The Office of Personal Management (OPM) revealed yesterday morning that the breach of the OPM background check system included roughly 5.6 million fingerprints belonging to federal employees, contractors, and other individuals subject to federal background checks. The new number, alongside the latest discovery of archived data being stolen during the breach, now quintuples the amount of individuals whose fingerprints were initially believed to be stolen in the attack. According to investigators, the previous OPM breach estimated roughly 1.1 million fingerprints had been stolen. However, the new findings have not increased the number of individuals affected, which initially stood at 4 million til it was revealed two months ago that actual number of people affected in the OPM breach is 21.5 million.

Fingerprints stolen by the attackers were collected in part of the OPM’s background investigations at all levels of sensitivity, ranging from the “National Agency Check with Written Inquires” (NACI) which serves federal employees with “moderate, low risk and non-sensitive positions,” all the way up to top-secret sensitive positions. According to leaked statements from the Obama administration, the fingerprint information that was stolen is now, at a minimum, in the hands of the foreign intelligence services of China. How or what the fingerprint data will be used for remains a mystery.

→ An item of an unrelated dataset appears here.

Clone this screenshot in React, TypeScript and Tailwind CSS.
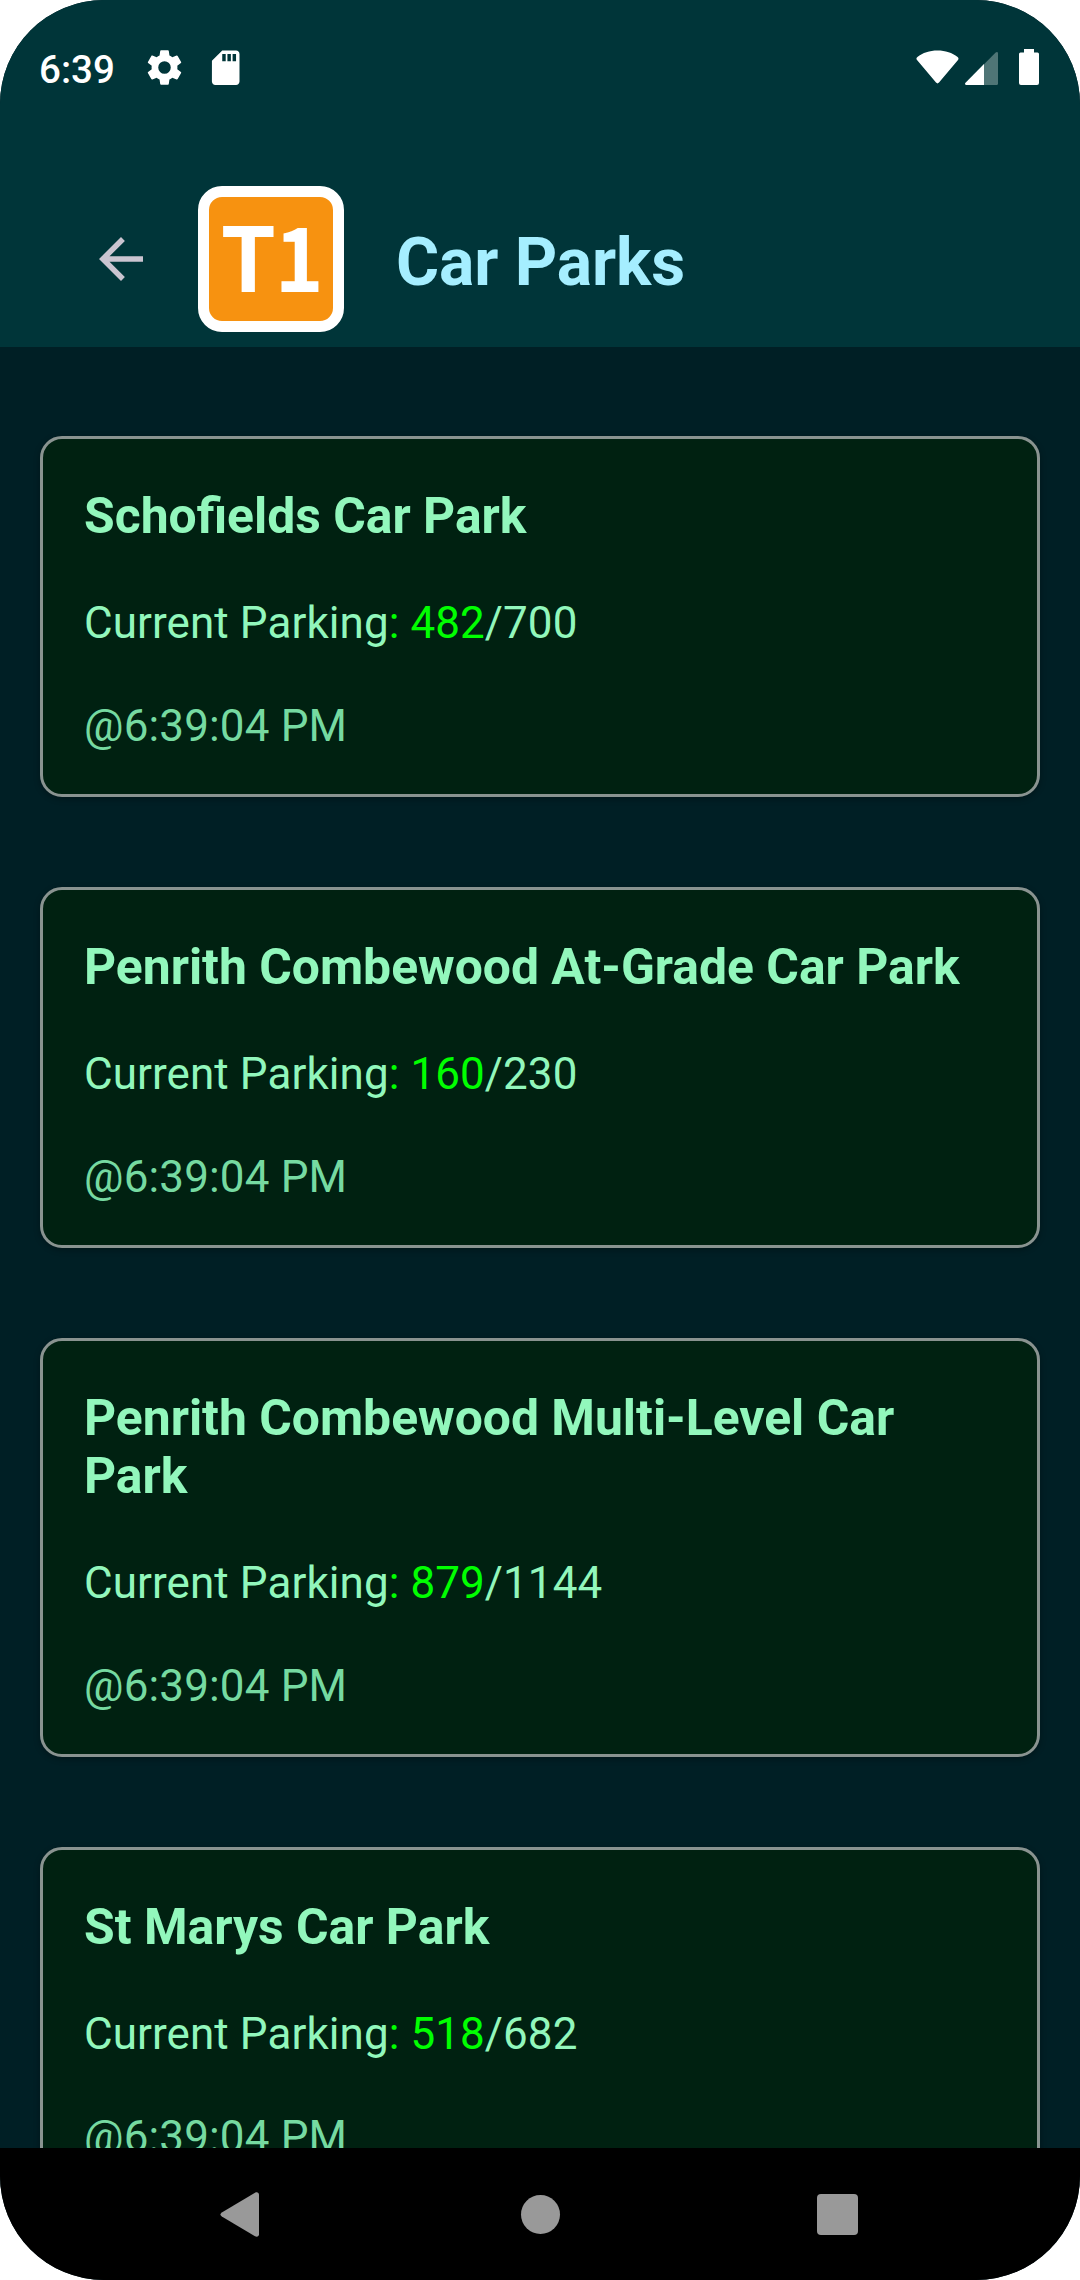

“Federal experts believe that, as of now, the ability to misuse fingerprint data is limited,” the Office of Personal Management’s Press Secretary, Sam Schumach, said in a statement published Wednesday. “However, this probability could change over time as technology evolves. Therefore, an interagency working group with expertise in this area—including the FBI, DHS, DOD, and other members of the Intelligence Community—will review the potential ways adversaries could misuse fingerprint data now and in the future…[and] also seek to develop potential ways to prevent such misuse. If, in the future, new means are developed to misuse the fingerprint data, the government will provide additional information to individuals whose fingerprints may have been stolen in this breach.”

The recent revelation comes at a particularity ironic time, while the U.S. is visiting the Chinese president Xi Jinping, who said during a public appearance in Seattle that the Chinese government does not condone the hacking of U.S. targets, while pleading to partner with the U.S. to aid stopping cybercrime.

“As part of the government’s ongoing work to notify individuals affected by the theft of background investigation records, the Office of Personnel Management and the Department of Defense have been analyzing impacted data to verify its quality and completeness,” reads the statement published on the official OPM website. “During that process, OPM and [the Department of Defense] identified archived records containing additional fingerprint data not previously analyzed. Of the 21.5 million individuals whose Social Security Numbers and other sensitive information were impacted by the breach, the subset of individuals whose fingerprints have been stolen has increased from a total of approximately 1.1 million to approximately 5.6 million.”

The OPM downplayed the significance that the biometric breach could cause, adding that “federal experts believe that, as of now, the ability to misuse fingerprint data is limited.” However, the agency said the ability to exploit stolen fingerprints “could change over time as technology evolves.”

As the OPM investigation continues, the real details behind the breach seem to worsen with each headline.